**WRITTEN TASK**
Search the data for the string "html" and gather each line it is in.

**DATA SEGMENT**
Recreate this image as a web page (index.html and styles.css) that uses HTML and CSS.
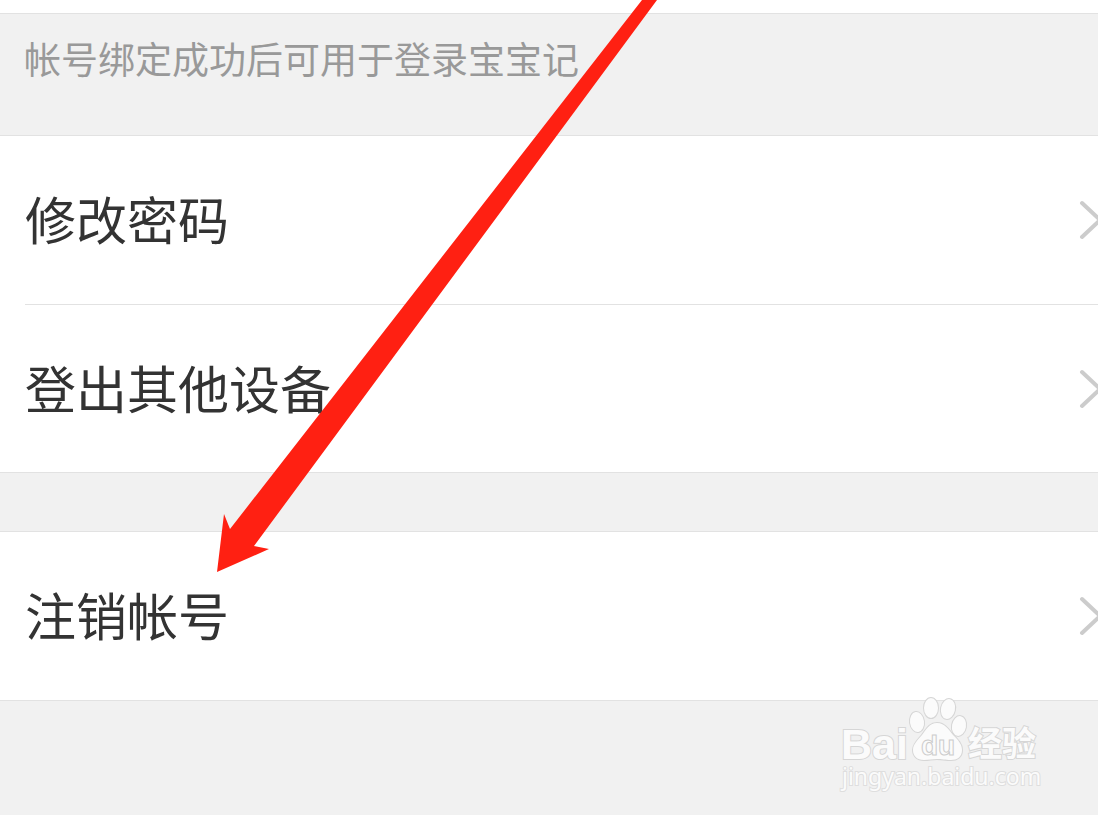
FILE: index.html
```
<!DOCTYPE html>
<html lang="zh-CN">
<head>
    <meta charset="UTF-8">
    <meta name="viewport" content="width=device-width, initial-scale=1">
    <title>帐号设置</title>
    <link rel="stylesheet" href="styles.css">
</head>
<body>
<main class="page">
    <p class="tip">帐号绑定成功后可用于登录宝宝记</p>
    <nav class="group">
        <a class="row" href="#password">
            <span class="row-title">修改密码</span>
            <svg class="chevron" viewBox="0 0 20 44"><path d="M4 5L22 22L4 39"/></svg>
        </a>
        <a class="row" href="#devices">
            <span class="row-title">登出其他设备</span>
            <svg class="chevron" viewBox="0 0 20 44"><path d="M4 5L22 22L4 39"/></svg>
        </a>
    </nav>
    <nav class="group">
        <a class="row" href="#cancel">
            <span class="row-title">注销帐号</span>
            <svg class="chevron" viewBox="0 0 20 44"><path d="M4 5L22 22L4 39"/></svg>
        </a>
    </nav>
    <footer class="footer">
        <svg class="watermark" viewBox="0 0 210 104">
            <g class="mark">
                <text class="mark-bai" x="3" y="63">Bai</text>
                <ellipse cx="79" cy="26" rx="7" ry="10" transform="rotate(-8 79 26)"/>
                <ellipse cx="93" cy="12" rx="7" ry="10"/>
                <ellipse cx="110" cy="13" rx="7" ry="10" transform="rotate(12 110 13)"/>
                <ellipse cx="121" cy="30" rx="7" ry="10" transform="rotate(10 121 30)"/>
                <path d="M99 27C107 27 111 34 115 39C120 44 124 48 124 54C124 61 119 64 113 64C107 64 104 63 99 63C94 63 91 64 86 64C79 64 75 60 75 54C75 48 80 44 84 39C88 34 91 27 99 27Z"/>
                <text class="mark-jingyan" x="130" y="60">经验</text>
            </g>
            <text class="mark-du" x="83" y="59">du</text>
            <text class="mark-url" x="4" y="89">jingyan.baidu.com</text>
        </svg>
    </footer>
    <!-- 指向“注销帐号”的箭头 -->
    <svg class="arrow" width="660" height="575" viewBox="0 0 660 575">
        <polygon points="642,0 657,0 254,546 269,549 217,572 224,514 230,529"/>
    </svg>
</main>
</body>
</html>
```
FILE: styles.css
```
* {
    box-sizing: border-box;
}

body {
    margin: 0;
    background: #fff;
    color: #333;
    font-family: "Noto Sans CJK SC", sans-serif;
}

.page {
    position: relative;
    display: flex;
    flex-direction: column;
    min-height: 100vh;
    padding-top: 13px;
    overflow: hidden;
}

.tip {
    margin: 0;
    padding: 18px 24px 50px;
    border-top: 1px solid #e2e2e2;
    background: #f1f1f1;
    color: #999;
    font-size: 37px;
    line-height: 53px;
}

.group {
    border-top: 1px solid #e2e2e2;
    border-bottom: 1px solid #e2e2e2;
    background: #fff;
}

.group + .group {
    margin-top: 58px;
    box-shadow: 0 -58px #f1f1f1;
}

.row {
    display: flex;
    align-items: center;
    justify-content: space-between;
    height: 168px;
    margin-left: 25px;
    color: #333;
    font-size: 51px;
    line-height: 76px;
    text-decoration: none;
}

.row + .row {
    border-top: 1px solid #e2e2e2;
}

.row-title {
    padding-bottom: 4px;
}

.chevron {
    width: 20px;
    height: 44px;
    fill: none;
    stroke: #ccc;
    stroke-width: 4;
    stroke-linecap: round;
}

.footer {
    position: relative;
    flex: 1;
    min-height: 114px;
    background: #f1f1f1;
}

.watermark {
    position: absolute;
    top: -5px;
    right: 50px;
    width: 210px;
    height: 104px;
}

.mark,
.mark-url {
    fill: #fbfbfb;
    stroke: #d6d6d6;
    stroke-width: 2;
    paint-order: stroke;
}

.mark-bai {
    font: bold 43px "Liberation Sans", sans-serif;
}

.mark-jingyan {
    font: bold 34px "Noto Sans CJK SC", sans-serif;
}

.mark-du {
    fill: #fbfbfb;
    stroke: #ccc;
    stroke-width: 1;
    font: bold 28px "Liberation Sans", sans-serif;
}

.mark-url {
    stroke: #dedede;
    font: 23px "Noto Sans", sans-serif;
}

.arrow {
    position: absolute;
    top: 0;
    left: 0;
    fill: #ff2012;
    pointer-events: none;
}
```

**EXERCISE ANSWER**
Recreate this image as a web page (index.html and styles.css) that uses HTML and CSS.
FILE: index.html
<!DOCTYPE html>
<html lang="zh-CN">
</html>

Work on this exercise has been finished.